### Available records
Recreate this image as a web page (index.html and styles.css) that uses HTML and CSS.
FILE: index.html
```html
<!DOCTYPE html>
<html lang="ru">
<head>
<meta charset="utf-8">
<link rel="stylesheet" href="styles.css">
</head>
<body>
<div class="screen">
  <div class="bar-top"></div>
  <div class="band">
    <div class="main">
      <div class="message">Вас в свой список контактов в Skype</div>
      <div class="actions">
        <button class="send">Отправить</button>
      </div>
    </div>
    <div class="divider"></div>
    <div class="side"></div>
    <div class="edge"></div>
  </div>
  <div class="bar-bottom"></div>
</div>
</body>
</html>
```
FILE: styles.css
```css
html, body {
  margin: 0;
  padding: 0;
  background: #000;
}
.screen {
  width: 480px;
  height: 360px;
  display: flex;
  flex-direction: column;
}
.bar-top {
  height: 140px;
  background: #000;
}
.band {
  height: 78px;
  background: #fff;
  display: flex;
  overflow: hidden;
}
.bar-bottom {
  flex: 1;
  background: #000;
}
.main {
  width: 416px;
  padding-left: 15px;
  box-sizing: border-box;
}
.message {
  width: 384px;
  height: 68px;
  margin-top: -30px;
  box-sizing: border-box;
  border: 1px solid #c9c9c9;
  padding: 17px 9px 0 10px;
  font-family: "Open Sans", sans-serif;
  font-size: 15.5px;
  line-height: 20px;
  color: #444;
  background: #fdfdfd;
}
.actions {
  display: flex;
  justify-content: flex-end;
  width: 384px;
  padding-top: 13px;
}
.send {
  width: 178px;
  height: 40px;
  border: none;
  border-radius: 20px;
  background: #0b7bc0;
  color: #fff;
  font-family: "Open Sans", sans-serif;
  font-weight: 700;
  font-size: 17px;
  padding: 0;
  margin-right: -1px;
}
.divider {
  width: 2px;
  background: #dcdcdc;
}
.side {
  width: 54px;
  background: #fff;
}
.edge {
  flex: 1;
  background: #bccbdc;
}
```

* * *

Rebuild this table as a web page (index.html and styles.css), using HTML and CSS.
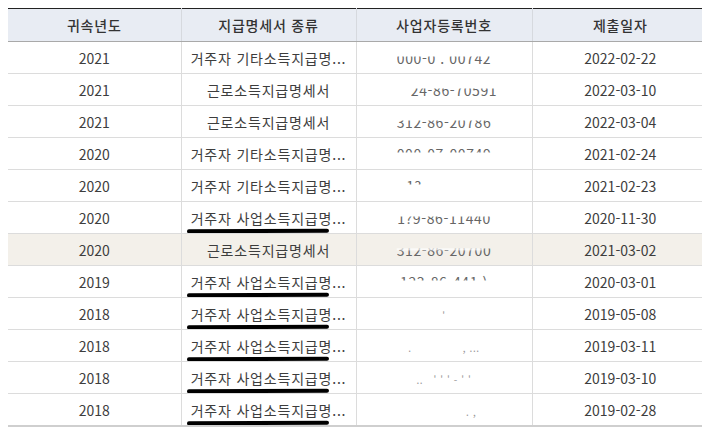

### Exercise requirements
Search the lines for "styles". Copy each line that has it.

### Task response
Recreate this image as a web page (index.html and styles.css) that uses HTML and CSS.
<link rel="stylesheet" href="styles.css">
FILE: styles.css
Rebuild this table as a web page (index.html and styles.css), using HTML and CSS.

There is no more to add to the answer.